▶ **Data excerpts**:
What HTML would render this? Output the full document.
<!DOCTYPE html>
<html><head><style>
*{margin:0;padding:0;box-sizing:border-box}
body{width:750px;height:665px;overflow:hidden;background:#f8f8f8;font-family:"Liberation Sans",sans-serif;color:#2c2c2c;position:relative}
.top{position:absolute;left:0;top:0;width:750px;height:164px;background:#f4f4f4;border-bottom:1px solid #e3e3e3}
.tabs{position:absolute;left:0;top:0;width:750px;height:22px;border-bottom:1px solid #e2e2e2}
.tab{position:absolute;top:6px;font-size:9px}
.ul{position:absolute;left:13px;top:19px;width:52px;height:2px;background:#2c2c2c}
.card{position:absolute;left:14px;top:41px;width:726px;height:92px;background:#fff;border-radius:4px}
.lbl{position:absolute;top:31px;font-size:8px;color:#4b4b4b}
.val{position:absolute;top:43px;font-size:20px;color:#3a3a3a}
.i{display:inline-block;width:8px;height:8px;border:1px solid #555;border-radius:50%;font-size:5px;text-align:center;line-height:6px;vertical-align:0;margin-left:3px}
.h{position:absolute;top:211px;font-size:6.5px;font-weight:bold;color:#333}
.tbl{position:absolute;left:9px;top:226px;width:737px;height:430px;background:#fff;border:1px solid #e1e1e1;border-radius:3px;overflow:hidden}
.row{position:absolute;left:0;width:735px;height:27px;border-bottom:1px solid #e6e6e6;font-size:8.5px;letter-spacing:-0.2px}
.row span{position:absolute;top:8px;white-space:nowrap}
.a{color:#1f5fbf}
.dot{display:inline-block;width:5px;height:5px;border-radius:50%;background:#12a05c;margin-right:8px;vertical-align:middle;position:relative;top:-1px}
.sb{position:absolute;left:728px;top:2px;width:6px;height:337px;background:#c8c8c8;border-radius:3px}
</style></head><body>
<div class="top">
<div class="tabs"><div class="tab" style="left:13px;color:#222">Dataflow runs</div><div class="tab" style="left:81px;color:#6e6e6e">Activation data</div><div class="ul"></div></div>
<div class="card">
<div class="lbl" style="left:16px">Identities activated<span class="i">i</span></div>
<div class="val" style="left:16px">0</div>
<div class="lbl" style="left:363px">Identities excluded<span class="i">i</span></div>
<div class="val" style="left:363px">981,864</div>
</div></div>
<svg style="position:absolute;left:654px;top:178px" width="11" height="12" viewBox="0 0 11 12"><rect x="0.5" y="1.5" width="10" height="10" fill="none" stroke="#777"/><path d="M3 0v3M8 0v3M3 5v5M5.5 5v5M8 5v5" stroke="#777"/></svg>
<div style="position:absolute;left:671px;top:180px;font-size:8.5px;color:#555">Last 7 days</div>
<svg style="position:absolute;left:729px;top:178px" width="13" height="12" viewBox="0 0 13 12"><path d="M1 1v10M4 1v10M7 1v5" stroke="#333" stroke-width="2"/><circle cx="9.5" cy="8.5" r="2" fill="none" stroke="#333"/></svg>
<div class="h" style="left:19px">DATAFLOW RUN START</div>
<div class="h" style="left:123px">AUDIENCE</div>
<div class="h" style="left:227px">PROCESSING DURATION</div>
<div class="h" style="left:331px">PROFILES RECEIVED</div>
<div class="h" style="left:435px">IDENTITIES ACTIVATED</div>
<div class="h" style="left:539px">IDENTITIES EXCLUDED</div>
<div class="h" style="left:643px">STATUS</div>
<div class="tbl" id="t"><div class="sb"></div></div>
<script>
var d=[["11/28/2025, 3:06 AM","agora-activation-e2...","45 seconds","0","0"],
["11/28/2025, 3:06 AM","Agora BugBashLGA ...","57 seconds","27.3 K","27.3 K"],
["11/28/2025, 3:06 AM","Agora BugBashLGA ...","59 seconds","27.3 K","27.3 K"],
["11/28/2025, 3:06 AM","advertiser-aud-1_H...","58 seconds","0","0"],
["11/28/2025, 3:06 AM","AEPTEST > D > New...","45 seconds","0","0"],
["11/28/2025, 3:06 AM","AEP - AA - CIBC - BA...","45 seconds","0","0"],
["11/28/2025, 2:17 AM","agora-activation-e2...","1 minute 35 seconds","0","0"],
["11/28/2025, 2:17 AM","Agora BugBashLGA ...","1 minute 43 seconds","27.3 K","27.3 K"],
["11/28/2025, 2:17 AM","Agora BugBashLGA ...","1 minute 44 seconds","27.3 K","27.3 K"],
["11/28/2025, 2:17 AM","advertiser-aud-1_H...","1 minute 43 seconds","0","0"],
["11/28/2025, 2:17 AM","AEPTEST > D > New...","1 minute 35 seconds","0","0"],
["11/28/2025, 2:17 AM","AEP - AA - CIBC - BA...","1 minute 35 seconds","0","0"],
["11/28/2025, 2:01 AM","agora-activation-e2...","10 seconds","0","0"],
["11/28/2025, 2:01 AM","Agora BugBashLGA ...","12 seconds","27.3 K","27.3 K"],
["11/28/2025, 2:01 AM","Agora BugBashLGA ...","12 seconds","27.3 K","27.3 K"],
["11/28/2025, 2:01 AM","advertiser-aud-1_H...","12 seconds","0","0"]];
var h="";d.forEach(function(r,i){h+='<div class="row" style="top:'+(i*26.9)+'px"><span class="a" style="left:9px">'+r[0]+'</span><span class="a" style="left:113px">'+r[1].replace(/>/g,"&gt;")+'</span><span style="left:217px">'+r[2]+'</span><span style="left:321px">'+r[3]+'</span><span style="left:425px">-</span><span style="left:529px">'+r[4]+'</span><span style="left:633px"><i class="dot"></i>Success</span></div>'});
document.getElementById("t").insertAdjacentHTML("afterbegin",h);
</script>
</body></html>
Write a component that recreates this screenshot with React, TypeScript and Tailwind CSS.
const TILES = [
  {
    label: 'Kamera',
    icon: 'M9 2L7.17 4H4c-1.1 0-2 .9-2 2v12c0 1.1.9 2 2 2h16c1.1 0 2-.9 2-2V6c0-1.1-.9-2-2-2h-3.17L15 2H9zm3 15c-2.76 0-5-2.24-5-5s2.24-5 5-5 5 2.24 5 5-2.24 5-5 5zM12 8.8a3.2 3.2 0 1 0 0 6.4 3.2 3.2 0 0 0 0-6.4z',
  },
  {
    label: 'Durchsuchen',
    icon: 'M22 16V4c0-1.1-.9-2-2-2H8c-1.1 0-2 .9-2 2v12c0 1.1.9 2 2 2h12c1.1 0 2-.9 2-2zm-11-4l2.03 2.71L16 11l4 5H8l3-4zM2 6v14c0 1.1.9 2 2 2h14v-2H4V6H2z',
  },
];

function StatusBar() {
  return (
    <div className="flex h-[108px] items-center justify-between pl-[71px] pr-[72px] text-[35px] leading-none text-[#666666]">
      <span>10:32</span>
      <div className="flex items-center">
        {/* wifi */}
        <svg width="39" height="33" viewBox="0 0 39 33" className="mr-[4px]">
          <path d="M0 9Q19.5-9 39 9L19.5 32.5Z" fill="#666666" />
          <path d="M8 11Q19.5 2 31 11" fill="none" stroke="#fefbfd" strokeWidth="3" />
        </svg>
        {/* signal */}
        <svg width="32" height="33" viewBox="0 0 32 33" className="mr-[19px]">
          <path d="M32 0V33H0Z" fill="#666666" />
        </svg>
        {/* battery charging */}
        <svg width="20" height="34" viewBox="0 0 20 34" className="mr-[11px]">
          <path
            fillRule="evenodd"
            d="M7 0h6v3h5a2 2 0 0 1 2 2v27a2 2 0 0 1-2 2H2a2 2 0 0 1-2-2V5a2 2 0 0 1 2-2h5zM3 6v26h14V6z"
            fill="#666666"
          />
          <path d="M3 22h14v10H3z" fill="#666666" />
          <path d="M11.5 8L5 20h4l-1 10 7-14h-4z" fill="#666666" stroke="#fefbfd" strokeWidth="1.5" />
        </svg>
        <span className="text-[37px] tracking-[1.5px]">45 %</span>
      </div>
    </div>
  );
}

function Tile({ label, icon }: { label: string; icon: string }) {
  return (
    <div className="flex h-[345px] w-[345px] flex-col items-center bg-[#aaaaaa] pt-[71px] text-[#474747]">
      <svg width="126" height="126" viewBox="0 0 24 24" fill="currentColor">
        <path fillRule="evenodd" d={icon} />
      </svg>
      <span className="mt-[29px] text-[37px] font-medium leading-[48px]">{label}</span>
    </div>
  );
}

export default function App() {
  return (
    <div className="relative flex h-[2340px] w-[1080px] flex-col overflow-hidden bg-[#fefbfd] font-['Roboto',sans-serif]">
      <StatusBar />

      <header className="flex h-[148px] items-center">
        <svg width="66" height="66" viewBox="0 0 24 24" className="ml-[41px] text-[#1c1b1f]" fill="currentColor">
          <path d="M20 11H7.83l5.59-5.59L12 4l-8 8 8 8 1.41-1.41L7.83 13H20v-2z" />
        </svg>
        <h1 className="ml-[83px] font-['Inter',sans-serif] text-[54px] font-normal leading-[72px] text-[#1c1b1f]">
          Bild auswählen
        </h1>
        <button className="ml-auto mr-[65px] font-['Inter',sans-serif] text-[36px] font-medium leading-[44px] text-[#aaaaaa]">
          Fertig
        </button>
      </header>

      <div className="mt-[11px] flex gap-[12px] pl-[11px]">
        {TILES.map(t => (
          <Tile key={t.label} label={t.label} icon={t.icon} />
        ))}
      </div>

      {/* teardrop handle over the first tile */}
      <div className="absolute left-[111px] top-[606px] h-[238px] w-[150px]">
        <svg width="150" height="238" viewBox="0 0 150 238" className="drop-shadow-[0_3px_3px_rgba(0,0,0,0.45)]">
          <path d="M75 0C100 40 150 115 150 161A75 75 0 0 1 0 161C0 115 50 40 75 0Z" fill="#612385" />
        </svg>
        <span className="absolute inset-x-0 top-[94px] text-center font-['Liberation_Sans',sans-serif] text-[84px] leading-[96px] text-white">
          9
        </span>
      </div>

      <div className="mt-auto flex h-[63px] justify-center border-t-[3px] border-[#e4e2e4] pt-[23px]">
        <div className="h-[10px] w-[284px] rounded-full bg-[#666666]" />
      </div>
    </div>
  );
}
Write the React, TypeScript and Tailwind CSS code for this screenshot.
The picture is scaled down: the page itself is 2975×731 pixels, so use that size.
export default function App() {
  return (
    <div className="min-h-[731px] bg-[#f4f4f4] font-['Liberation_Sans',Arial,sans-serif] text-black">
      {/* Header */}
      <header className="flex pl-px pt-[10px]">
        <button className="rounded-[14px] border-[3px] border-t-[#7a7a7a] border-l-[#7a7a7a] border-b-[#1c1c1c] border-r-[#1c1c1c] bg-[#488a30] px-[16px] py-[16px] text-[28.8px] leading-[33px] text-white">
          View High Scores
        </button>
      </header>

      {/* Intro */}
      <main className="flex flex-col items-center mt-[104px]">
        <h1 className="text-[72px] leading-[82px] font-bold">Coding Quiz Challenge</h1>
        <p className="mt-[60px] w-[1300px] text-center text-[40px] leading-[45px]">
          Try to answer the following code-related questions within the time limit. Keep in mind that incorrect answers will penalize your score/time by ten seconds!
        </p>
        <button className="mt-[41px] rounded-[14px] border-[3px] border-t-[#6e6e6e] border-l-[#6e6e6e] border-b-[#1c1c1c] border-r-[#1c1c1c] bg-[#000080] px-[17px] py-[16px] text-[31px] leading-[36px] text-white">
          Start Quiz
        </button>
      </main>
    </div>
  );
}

▶ **What you are asked to do**:
Look through the material above and pick out each line holding the word "screenshot".

▶ **In response**:
Write a component that recreates this screenshot with React, TypeScript and Tailwind CSS.
Write the React, TypeScript and Tailwind CSS code for this screenshot.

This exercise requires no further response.